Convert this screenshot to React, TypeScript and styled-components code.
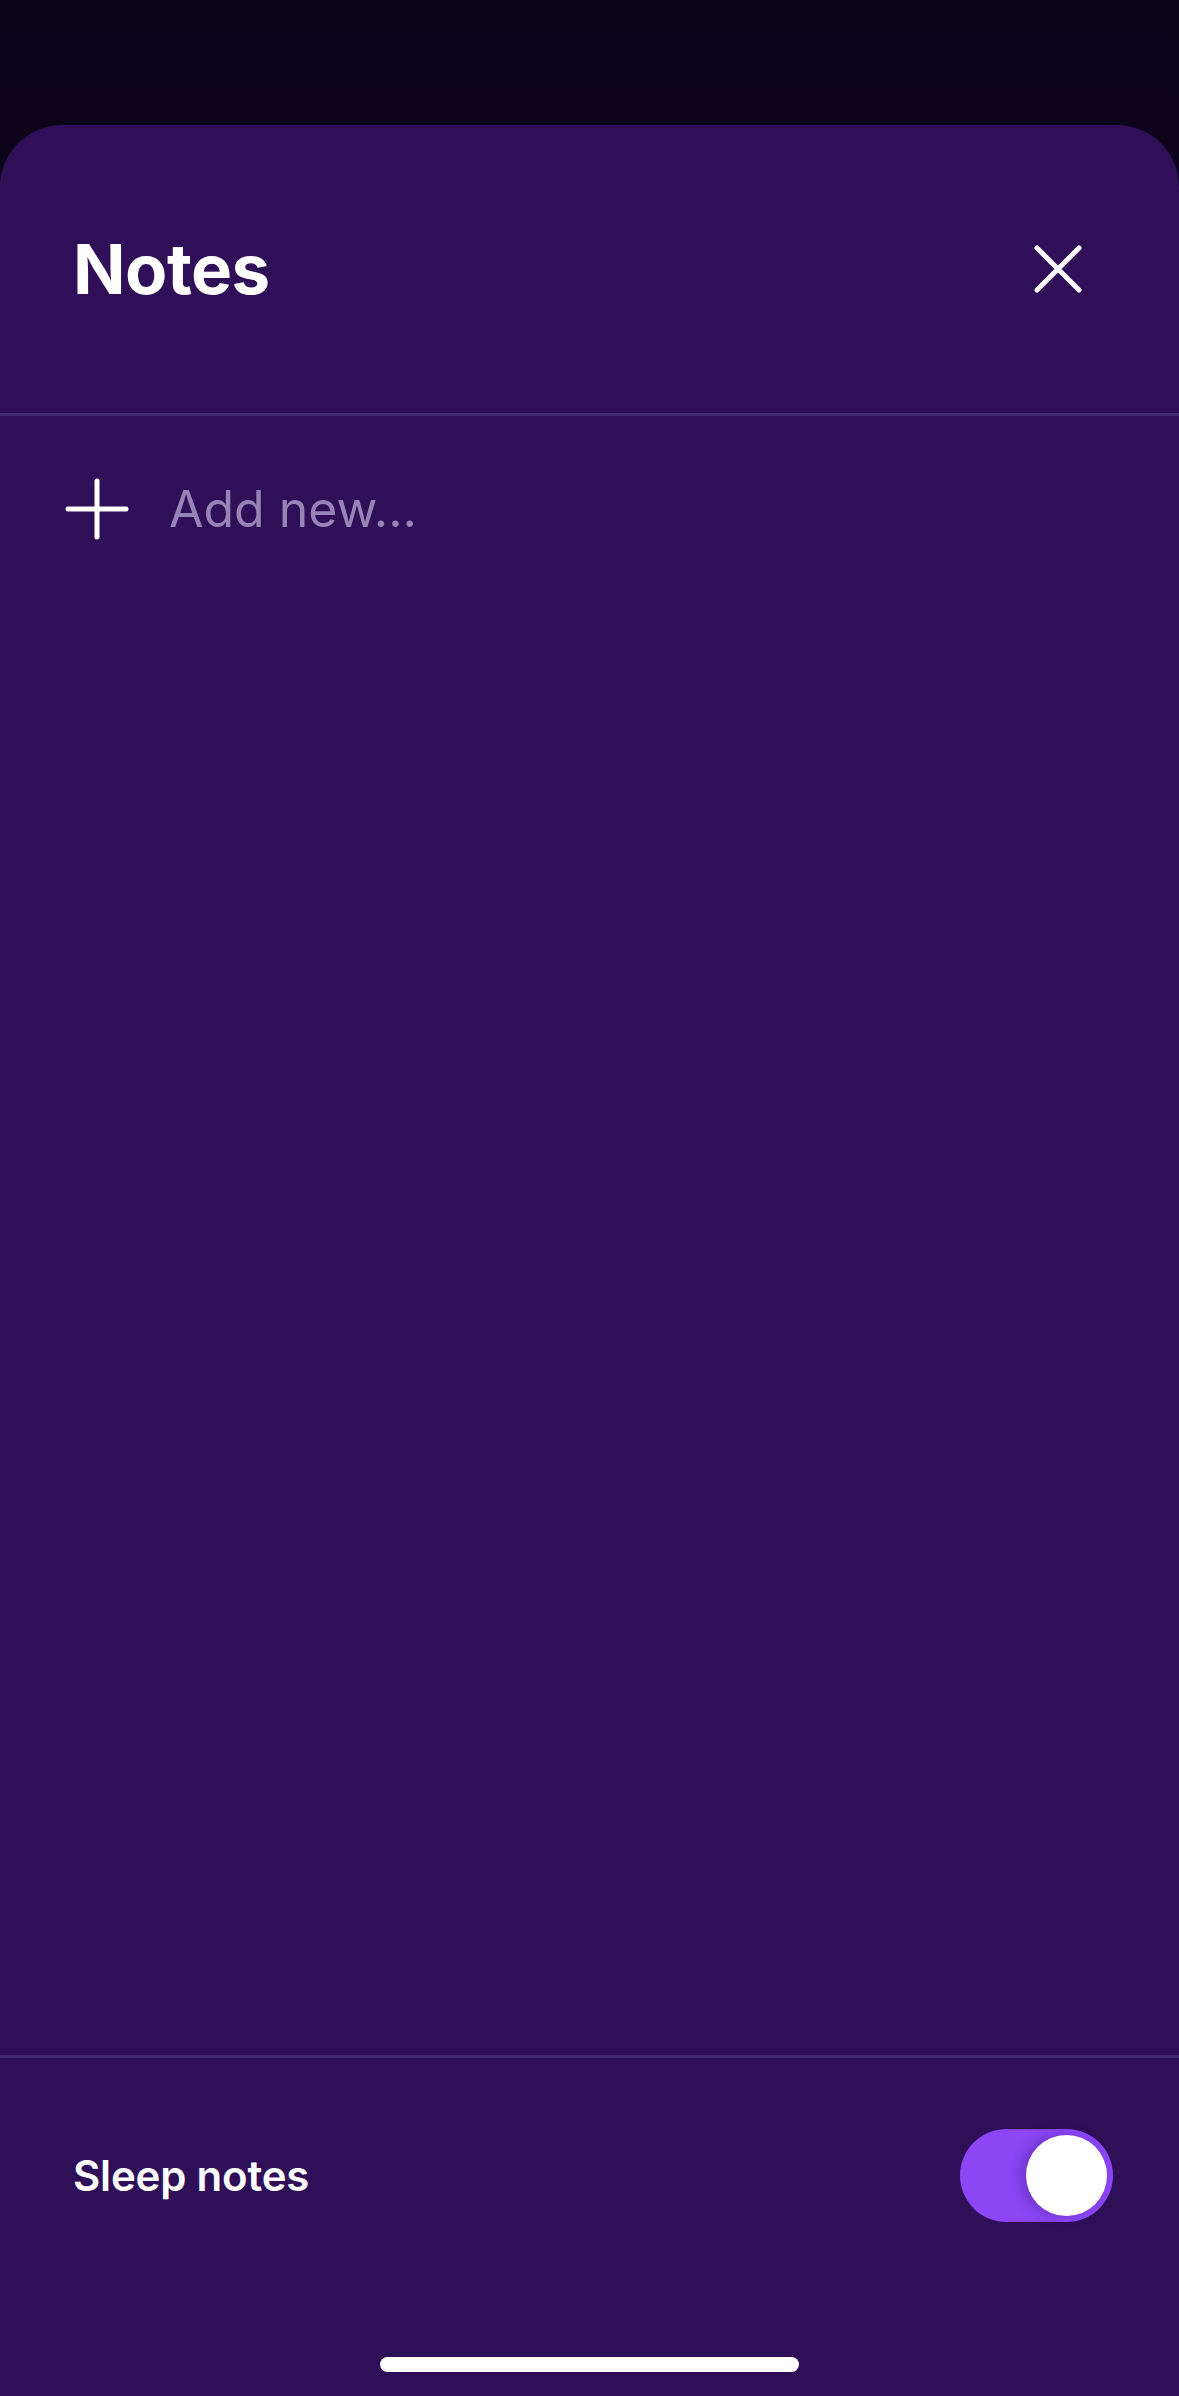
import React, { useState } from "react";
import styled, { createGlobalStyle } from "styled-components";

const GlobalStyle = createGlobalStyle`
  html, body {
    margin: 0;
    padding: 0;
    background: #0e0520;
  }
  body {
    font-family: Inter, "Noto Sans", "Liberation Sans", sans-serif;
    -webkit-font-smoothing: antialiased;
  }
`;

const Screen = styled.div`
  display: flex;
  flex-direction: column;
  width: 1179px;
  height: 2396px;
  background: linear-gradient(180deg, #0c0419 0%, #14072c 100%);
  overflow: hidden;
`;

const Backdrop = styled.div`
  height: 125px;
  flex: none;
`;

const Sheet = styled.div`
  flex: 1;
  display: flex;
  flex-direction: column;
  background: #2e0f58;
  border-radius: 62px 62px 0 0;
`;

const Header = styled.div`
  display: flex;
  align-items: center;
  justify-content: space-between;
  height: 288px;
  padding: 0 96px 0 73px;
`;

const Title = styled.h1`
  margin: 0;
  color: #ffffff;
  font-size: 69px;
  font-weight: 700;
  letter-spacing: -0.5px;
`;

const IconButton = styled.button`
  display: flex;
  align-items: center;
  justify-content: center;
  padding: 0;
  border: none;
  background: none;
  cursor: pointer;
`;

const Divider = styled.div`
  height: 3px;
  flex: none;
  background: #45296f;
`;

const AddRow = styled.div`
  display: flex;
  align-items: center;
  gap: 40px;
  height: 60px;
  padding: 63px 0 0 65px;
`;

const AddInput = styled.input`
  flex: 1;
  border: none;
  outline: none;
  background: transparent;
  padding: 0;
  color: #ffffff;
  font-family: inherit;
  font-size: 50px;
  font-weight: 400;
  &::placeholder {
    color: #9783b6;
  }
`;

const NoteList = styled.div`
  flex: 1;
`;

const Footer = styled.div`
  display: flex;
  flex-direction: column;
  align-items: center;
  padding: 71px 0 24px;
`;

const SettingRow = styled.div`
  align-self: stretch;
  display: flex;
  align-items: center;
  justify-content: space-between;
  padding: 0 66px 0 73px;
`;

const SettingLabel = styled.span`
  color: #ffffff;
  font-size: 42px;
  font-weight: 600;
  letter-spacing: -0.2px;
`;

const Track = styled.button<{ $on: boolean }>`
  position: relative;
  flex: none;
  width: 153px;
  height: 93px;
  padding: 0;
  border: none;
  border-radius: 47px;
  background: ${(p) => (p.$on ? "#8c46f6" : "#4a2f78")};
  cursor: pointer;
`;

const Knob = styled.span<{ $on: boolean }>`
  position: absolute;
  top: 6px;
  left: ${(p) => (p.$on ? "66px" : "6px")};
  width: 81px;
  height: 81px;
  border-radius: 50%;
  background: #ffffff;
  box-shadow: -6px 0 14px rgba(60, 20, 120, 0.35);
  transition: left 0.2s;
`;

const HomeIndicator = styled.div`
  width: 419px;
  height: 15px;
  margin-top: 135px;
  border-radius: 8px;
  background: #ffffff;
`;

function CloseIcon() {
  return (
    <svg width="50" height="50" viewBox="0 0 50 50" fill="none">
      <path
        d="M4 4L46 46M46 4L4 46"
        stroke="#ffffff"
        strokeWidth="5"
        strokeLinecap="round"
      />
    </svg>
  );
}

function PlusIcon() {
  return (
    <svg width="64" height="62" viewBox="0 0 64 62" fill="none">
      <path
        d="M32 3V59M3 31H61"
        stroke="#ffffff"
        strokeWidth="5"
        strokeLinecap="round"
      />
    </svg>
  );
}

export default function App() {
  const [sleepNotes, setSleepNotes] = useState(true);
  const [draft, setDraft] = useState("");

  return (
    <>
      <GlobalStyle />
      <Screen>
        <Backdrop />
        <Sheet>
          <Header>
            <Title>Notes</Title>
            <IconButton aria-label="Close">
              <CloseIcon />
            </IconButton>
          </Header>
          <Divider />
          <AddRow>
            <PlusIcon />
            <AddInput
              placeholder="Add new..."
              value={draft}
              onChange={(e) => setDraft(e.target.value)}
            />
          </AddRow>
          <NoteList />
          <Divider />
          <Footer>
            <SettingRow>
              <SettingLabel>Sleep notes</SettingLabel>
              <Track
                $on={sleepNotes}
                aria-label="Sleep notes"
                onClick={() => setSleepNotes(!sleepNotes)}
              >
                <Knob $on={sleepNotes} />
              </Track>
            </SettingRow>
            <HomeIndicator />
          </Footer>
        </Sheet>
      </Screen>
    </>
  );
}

□ □ □ □ □

What to produce> Images in the data above are to be skipped. Retype all other material exactly.

Full output>
Convert this screenshot to React, TypeScript and styled-components code.
import React, { useState } from "react";
import styled, { createGlobalStyle } from "styled-components";

const GlobalStyle = createGlobalStyle`
  html, body {
    margin: 0;
    padding: 0;
    background: #0e0520;
  }
  body {
    font-family: Inter, "Noto Sans", "Liberation Sans", sans-serif;
    -webkit-font-smoothing: antialiased;
  }
`;

const Screen = styled.div`
  display: flex;
  flex-direction: column;
  width: 1179px;
  height: 2396px;
  background: linear-gradient(180deg, #0c0419 0%, #14072c 100%);
  overflow: hidden;
`;

const Backdrop = styled.div`
  height: 125px;
  flex: none;
`;

const Sheet = styled.div`
  flex: 1;
  display: flex;
  flex-direction: column;
  background: #2e0f58;
  border-radius: 62px 62px 0 0;
`;

const Header = styled.div`
  display: flex;
  align-items: center;
  justify-content: space-between;
  height: 288px;
  padding: 0 96px 0 73px;
`;

const Title = styled.h1`
  margin: 0;
  color: #ffffff;
  font-size: 69px;
  font-weight: 700;
  letter-spacing: -0.5px;
`;

const IconButton = styled.button`
  display: flex;
  align-items: center;
  justify-content: center;
  padding: 0;
  border: none;
  background: none;
  cursor: pointer;
`;

const Divider = styled.div`
  height: 3px;
  flex: none;
  background: #45296f;
`;

const AddRow = styled.div`
  display: flex;
  align-items: center;
  gap: 40px;
  height: 60px;
  padding: 63px 0 0 65px;
`;

const AddInput = styled.input`
  flex: 1;
  border: none;
  outline: none;
  background: transparent;
  padding: 0;
  color: #ffffff;
  font-family: inherit;
  font-size: 50px;
  font-weight: 400;
  &::placeholder {
    color: #9783b6;
  }
`;

const NoteList = styled.div`
  flex: 1;
`;

const Footer = styled.div`
  display: flex;
  flex-direction: column;
  align-items: center;
  padding: 71px 0 24px;
`;

const SettingRow = styled.div`
  align-self: stretch;
  display: flex;
  align-items: center;
  justify-content: space-between;
  padding: 0 66px 0 73px;
`;

const SettingLabel = styled.span`
  color: #ffffff;
  font-size: 42px;
  font-weight: 600;
  letter-spacing: -0.2px;
`;

const Track = styled.button<{ $on: boolean }>`
  position: relative;
  flex: none;
  width: 153px;
  height: 93px;
  padding: 0;
  border: none;
  border-radius: 47px;
  background: ${(p) => (p.$on ? "#8c46f6" : "#4a2f78")};
  cursor: pointer;
`;

const Knob = styled.span<{ $on: boolean }>`
  position: absolute;
  top: 6px;
  left: ${(p) => (p.$on ? "66px" : "6px")};
  width: 81px;
  height: 81px;
  border-radius: 50%;
  background: #ffffff;
  box-shadow: -6px 0 14px rgba(60, 20, 120, 0.35);
  transition: left 0.2s;
`;

const HomeIndicator = styled.div`
  width: 419px;
  height: 15px;
  margin-top: 135px;
  border-radius: 8px;
  background: #ffffff;
`;

function CloseIcon() {
  return (
    <svg width="50" height="50" viewBox="0 0 50 50" fill="none">
      <path
        d="M4 4L46 46M46 4L4 46"
        stroke="#ffffff"
        strokeWidth="5"
        strokeLinecap="round"
      />
    </svg>
  );
}

function PlusIcon() {
  return (
    <svg width="64" height="62" viewBox="0 0 64 62" fill="none">
      <path
        d="M32 3V59M3 31H61"
        stroke="#ffffff"
        strokeWidth="5"
        strokeLinecap="round"
      />
    </svg>
  );
}

export default function App() {
  const [sleepNotes, setSleepNotes] = useState(true);
  const [draft, setDraft] = useState("");

  return (
    <>
      <GlobalStyle />
      <Screen>
        <Backdrop />
        <Sheet>
          <Header>
            <Title>Notes</Title>
            <IconButton aria-label="Close">
              <CloseIcon />
            </IconButton>
          </Header>
          <Divider />
          <AddRow>
            <PlusIcon />
            <AddInput
              placeholder="Add new..."
              value={draft}
              onChange={(e) => setDraft(e.target.value)}
            />
          </AddRow>
          <NoteList />
          <Divider />
          <Footer>
            <SettingRow>
              <SettingLabel>Sleep notes</SettingLabel>
              <Track
                $on={sleepNotes}
                aria-label="Sleep notes"
                onClick={() => setSleepNotes(!sleepNotes)}
              >
                <Knob $on={sleepNotes} />
              </Track>
            </SettingRow>
            <HomeIndicator />
          </Footer>
        </Sheet>
      </Screen>
    </>
  );
}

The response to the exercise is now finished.